┌──

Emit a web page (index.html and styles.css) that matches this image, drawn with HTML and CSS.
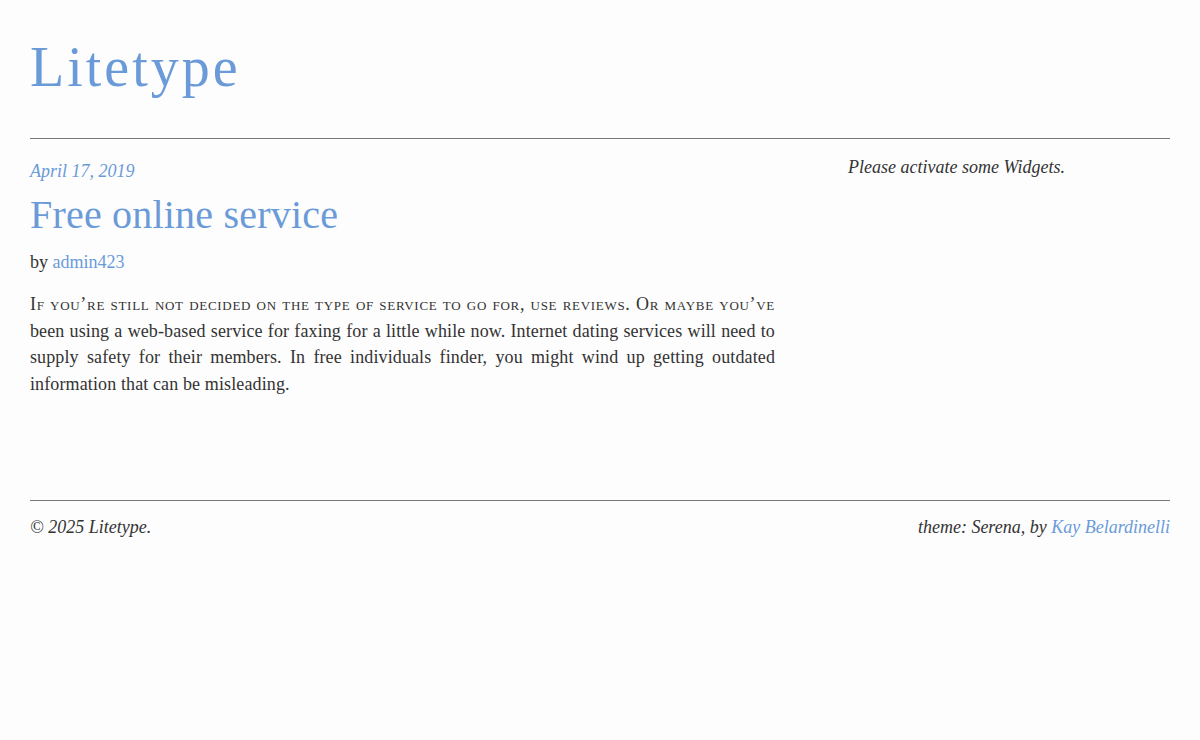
FILE: index.html
```html
<!DOCTYPE html>
<html>
<head>
<meta charset="utf-8">
<title>Litetype</title>
<link rel="stylesheet" href="styles.css">
</head>
<body>
<div class="page">
  <header class="site-header">
    <h1 class="site-title"><a href="#">Litetype</a></h1>
  </header>
  <div class="content">
    <main class="main">
      <article class="post">
        <div class="post-date"><a href="#">April 17, 2019</a></div>
        <h2 class="post-title"><a href="#">Free online service</a></h2>
        <div class="post-author">by <a href="#">admin423</a></div>
        <p class="post-body">If you’re still not decided on the type of service to go for, use reviews. Or maybe you’ve been using a web-based service for faxing for a little while now. Internet dating services will need to supply safety for their members. In free individuals finder, you might wind up getting outdated information that can be misleading.</p>
      </article>
    </main>
    <aside class="sidebar">
      <p class="widget-note">Please activate some Widgets.</p>
    </aside>
  </div>
  <footer class="site-footer">
    <span class="copy">© 2025 Litetype.</span>
    <span class="credit">theme: Serena, by <a href="#">Kay Belardinelli</a></span>
  </footer>
</div>
</body>
</html>
```

FILE: styles.css
```css
html, body {
  margin: 0;
  padding: 0;
  background: #fdfdfd;
}
body {
  font-family: "Liberation Serif", "Times New Roman", serif;
  color: #333;
  font-size: 18px;
}
a {
  color: #6a9bd8;
  text-decoration: none;
}
.page {
  padding: 0 30px;
}
.site-header {
  padding-top: 34px;
  padding-bottom: 37px;
  border-bottom: 1px solid #777;
}
.site-title {
  margin: 0;
  font-weight: normal;
  font-size: 56px;
  line-height: 67px;
  letter-spacing: 3px;
}
.content {
  display: flex;
  justify-content: space-between;
  padding-bottom: 102px;
  border-bottom: 1px solid #777;
}
.main {
  width: 745px;
}
.sidebar {
  width: 322px;
  padding-top: 15px;
}
.widget-note {
  margin: 0;
  font-style: italic;
  line-height: 26px;
}
.post-date {
  margin-top: 19px;
  font-style: italic;
  line-height: 26px;
}
.post-title {
  margin: 7px 0 0;
  font-weight: normal;
  font-size: 40px;
  line-height: 48px;
  letter-spacing: 0.2px;
}
.post-author {
  margin-top: 10px;
  line-height: 26px;
}
.post-body {
  margin: 16px 0 0;
  line-height: 26.7px;
  text-align: justify;
  letter-spacing: 0.12px;
}
.post-body::first-line {
  font-variant: small-caps;
  letter-spacing: 0.7px;
}
.site-footer {
  display: flex;
  justify-content: space-between;
  padding-top: 13px;
  font-style: italic;
  line-height: 26px;
}
```
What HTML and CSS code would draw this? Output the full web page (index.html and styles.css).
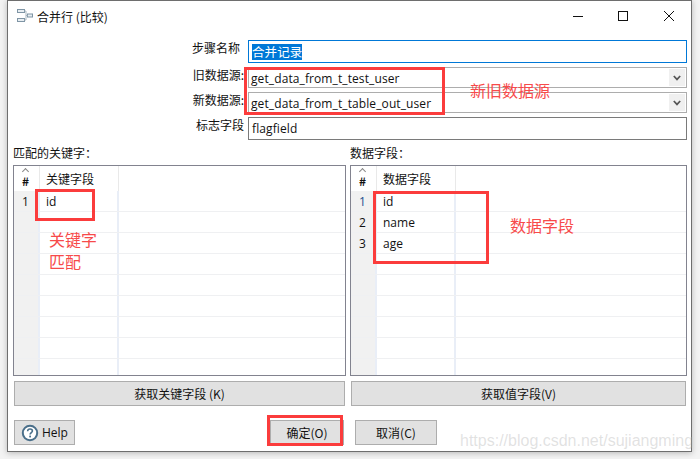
FILE: index.html
```html
<!DOCTYPE html>
<html lang="zh">
<head>
<meta charset="utf-8">
<title>合并行 (比较)</title>
<link rel="stylesheet" href="styles.css">
</head>
<body>
<div class="window">
  <div class="titlebar">
    <svg class="appicon" width="16" height="14" viewBox="0 0 16 14"><g fill="#e8eef2" stroke="#7f95a5"><rect x="0.5" y="0.5" width="7" height="3"/><rect x="0.5" y="9.5" width="7" height="3"/><rect x="10.5" y="5" width="5" height="3"/></g><path d="M7.5 2H9V11H7.5M9 6.5H10.5" fill="none" stroke="#a9b7c1"/></svg>
    <span class="title">合并行 (比较)</span>
    <div class="winctl">
      <svg width="12" height="12" viewBox="0 0 12 12"><path d="M0 6.5H10" stroke="#111" fill="none"/></svg>
      <svg width="12" height="12" viewBox="0 0 12 12"><rect x="0.5" y="1.5" width="9" height="9" stroke="#111" fill="none"/></svg>
      <svg width="12" height="12" viewBox="0 0 12 12"><path d="M1 1L11 11M11 1L1 11" stroke="#111" fill="none"/></svg>
    </div>
  </div>

  <div class="form">
    <label class="flabel first">步骤名称</label>
    <div class="input focused"><span class="sel">合并记录</span></div>
    <label class="flabel">旧数据源:</label>
    <div class="input combo"><span>get_data_from_t_test_user</span><span class="arrow"><svg width="8" height="6" viewBox="0 0 8 6"><path d="M0.8 1L4 4.4L7.2 1" stroke="#555" stroke-width="1.7" fill="none"/></svg></span></div>
    <label class="flabel">新数据源:</label>
    <div class="input combo"><span>get_data_from_t_table_out_user</span><span class="arrow"><svg width="8" height="6" viewBox="0 0 8 6"><path d="M0.8 1L4 4.4L7.2 1" stroke="#555" stroke-width="1.7" fill="none"/></svg></span></div>
    <label class="flabel">标志字段</label>
    <div class="input plain"><span>flagfield</span></div>
  </div>

  <div class="panels">
    <section class="panel left">
      <div class="caption">匹配的关键字：</div>
      <div class="table">
        <div class="row head"><div class="c-num"><span class="caret"></span>#</div><div class="c-main">关键字段</div><div class="c-rest"></div></div>
        <div class="row"><div class="c-num">1</div><div class="c-main">id</div><div class="c-rest"></div></div>
        <div class="row"><div class="c-num"></div><div class="c-main"></div><div class="c-rest"></div></div>
        <div class="row"><div class="c-num"></div><div class="c-main"></div><div class="c-rest"></div></div>
        <div class="row"><div class="c-num"></div><div class="c-main"></div><div class="c-rest"></div></div>
        <div class="row"><div class="c-num"></div><div class="c-main"></div><div class="c-rest"></div></div>
        <div class="row"><div class="c-num"></div><div class="c-main"></div><div class="c-rest"></div></div>
        <div class="row"><div class="c-num"></div><div class="c-main"></div><div class="c-rest"></div></div>
        <div class="row"><div class="c-num"></div><div class="c-main"></div><div class="c-rest"></div></div>
        <div class="row last"><div class="c-num"></div><div class="c-main"></div><div class="c-rest"></div></div>
      </div>
      <button class="btn wide">获取关键字段 (K)</button>
    </section>
    <section class="panel right">
      <div class="caption">数据字段：</div>
      <div class="table">
        <div class="row head"><div class="c-num"><span class="caret"></span>#</div><div class="c-main">数据字段</div><div class="c-rest"></div></div>
        <div class="row"><div class="c-num blue">1</div><div class="c-main">id</div><div class="c-rest"></div></div>
        <div class="row"><div class="c-num">2</div><div class="c-main">name</div><div class="c-rest"></div></div>
        <div class="row"><div class="c-num">3</div><div class="c-main">age</div><div class="c-rest"></div></div>
        <div class="row"><div class="c-num"></div><div class="c-main"></div><div class="c-rest"></div></div>
        <div class="row"><div class="c-num"></div><div class="c-main"></div><div class="c-rest"></div></div>
        <div class="row"><div class="c-num"></div><div class="c-main"></div><div class="c-rest"></div></div>
        <div class="row"><div class="c-num"></div><div class="c-main"></div><div class="c-rest"></div></div>
        <div class="row"><div class="c-num"></div><div class="c-main"></div><div class="c-rest"></div></div>
        <div class="row last"><div class="c-num"></div><div class="c-main"></div><div class="c-rest"></div></div>
      </div>
      <button class="btn wide">获取值字段(V)</button>
    </section>
  </div>

  <div class="footer">
    <button class="btn help">
      <svg width="18" height="18" viewBox="0 0 18 18"><circle cx="9" cy="9" r="7.2" fill="#fff" stroke="#4a6f8a" stroke-width="2"/><path d="M6.6 7.2C6.7 5.6 7.8 5 9 5C10.4 5 11.4 5.8 11.4 7C11.4 8.5 9.1 8.7 9.1 10.5" fill="none" stroke="#4a6f8a" stroke-width="1.6"/><rect x="8.2" y="11.6" width="1.8" height="1.8" fill="#4a6f8a"/></svg>
      <span>Help</span>
    </button>
    <button class="btn ok">确定(O)</button>
    <button class="btn cancel">取消(C)</button>
  </div>
</div>

<div class="mark box-src"></div>
<div class="mark box-key"></div>
<div class="mark box-data"></div>
<div class="mark box-ok"></div>
<div class="note note-src">新旧数据源</div>
<div class="note note-key">关键字<br>匹配</div>
<div class="note note-data">数据字段</div>
<div class="watermark">https://blog.csdn.net/sujiangming</div>
</body>
</html>
```

FILE: styles.css
```css
* { box-sizing: border-box; }
html, body { margin: 0; padding: 0; }
body {
  position: relative;
  width: 700px;
  height: 459px;
  overflow: hidden;
  background: #f3f3f3;
  font-family: "Noto Sans CJK SC", "Noto Sans", sans-serif;
  font-size: 12px;
  color: #111;
}
.window {
  width: 685px;
  height: 452px;
  margin-left: 7px;
  background: #fff;
  border: 1px solid #6e6e6e;
  box-shadow: 0 1px 6px rgba(0,0,0,.25);
  display: flex;
  flex-direction: column;
}
.titlebar {
  height: 30px;
  display: flex;
  align-items: center;
  padding-left: 9px;
  flex: none;
}
.appicon { margin-right: 4px; }
.title { font-size: 12px; margin-top: 1px; }
.winctl {
  margin-left: auto;
  margin-right: 16px;
  display: flex;
  gap: 33px;
}
.form {
  margin-top: 9px;
  display: grid;
  grid-template-columns: 236px 439px;
  grid-template-rows: 27px 25px 25px 24px;
  column-gap: 4px;
  flex: none;
}
.flabel {
  text-align: right;
  line-height: 16px;
  white-space: nowrap;
  font-size: 12px;
}
.flabel.first { padding-right: 4px; }
.input {
  height: 23px;
  width: 439px;
  border: 1px solid #adadad;
  display: flex;
  align-items: center;
  padding-left: 3px;
  font-family: "Open Sans", "Noto Sans", sans-serif;
  font-size: 12px;
  letter-spacing: .1px;
  background: #fff;
}
.focused { border-color: #0078d7; font-family: "Noto Sans CJK SC", sans-serif; }
.sel { background: #0078d7; color: #fff; line-height: 16px; font-size: 12.5px; }
.combo { height: 21px; padding-left: 2px; padding-right: 1px; }
.combo > span:first-child { margin-top: 1px; }
.plain { height: 23px; border-color: #7a7a7a; }
.arrow {
  margin-left: auto;
  width: 16px;
  height: 17px;
  background: #f0f0f0;
  display: flex;
  align-items: center;
  justify-content: center;
}
.panels {
  display: flex;
  gap: 4px;
  padding-left: 5px;
  margin-top: 3px;
  flex: none;
}
.panel { display: flex; flex-direction: column; }
.panel.left { width: 333px; }
.panel.right { width: 337px; }
.caption { height: 21px; padding-top: 1px; line-height: 16px; font-size: 12px; }
.table {
  height: 211px;
  border: 1px solid #82838f;
  overflow: hidden;
  display: flex;
  flex-direction: column;
}
.row {
  flex: none;
  height: 21px;
  display: flex;
  border-bottom: 1px solid #eff0f2;
  font-family: "Open Sans", "Noto Sans", sans-serif;
  font-size: 12px;
  line-height: 21px;
}
.row.head {
  height: 25px;
  border-bottom: 0;
  font-family: "Noto Sans CJK SC", sans-serif;
  line-height: 25px;
  font-size: 12px;
}
.row.last { border-bottom: 0; }
.c-num {
  position: relative;
  width: 26px;
  background: #f1f1f1;
  text-align: left;
  padding-left: 8px;
  border-right: 2px solid #e9eef7;
  flex: none;
}
.head .c-num { background: #fff; border-right: 1px solid #e9e9e9; font-weight: 700; padding-left: 8px; padding-top: 2px; }
.c-main {
  width: 79px;
  padding-left: 6px;
  border-right: 2px solid #e9eef7;
  flex: none;
}
.head .c-main { border-right: 1px solid #e9e9e9; }
.c-rest { flex: 1; }
.blue { color: #1c4f8f; }
.caret {
  position: absolute;
  left: 9px;
  top: 3px;
  width: 5px;
  height: 5px;
  border-left: 1px solid #888;
  border-top: 1px solid #888;
  transform: rotate(45deg);
}
.btn {
  display: flex;
  align-items: center;
  justify-content: center;
  background: #e1e1e1;
  border: 1px solid #adadad;
  font-family: "Noto Sans CJK SC", "Noto Sans", sans-serif;
  font-size: 12px;
  color: #111;
  padding: 0;
  height: 25px;
  cursor: default;
}
.wide { margin-top: 5px; margin-left: 1px; }
.panel.right .wide { margin-left: 1px; width: 335px; }
.panel.left .wide { width: 331px; }
.footer {
  display: flex;
  margin-top: 14px;
  padding-left: 6px;
  flex: none;
}
.help { width: 61px; gap: 3px; justify-content: flex-start; padding-left: 6px; font-family: "Open Sans", sans-serif; }
.ok { width: 74px; margin-left: 195px; }
.cancel { width: 82px; margin-left: 11px; }

.mark { position: absolute; border: 3px solid #fb3c3c; }
.box-src { left: 244px; top: 67px; width: 201px; height: 48px; }
.box-key { left: 35px; top: 189px; width: 60px; height: 32px; }
.box-data { left: 373px; top: 191px; width: 116px; height: 73px; }
.box-ok { left: 267px; top: 415px; width: 76px; height: 31px; }
.note {
  position: absolute;
  color: #f74a4a;
  font-size: 16px;
  line-height: 22px;
  white-space: nowrap;
}
.note-src { left: 470px; top: 79px; }
.note-key { left: 49px; top: 228px; }
.note-data { left: 510px; top: 214px; }
.watermark {
  position: absolute;
  left: 460px;
  top: 431px;
  font-family: "Liberation Sans", sans-serif;
  font-size: 16px;
  line-height: 20px;
  color: rgba(170,170,170,.35);
  white-space: nowrap;
}
```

└──

> **AIM**
From the data, list each line in which the string "this" appears.

> **COMPLETED EXERCISE**
Emit a web page (index.html and styles.css) that matches this image, drawn with HTML and CSS.
What HTML and CSS code would draw this? Output the full web page (index.html and styles.css).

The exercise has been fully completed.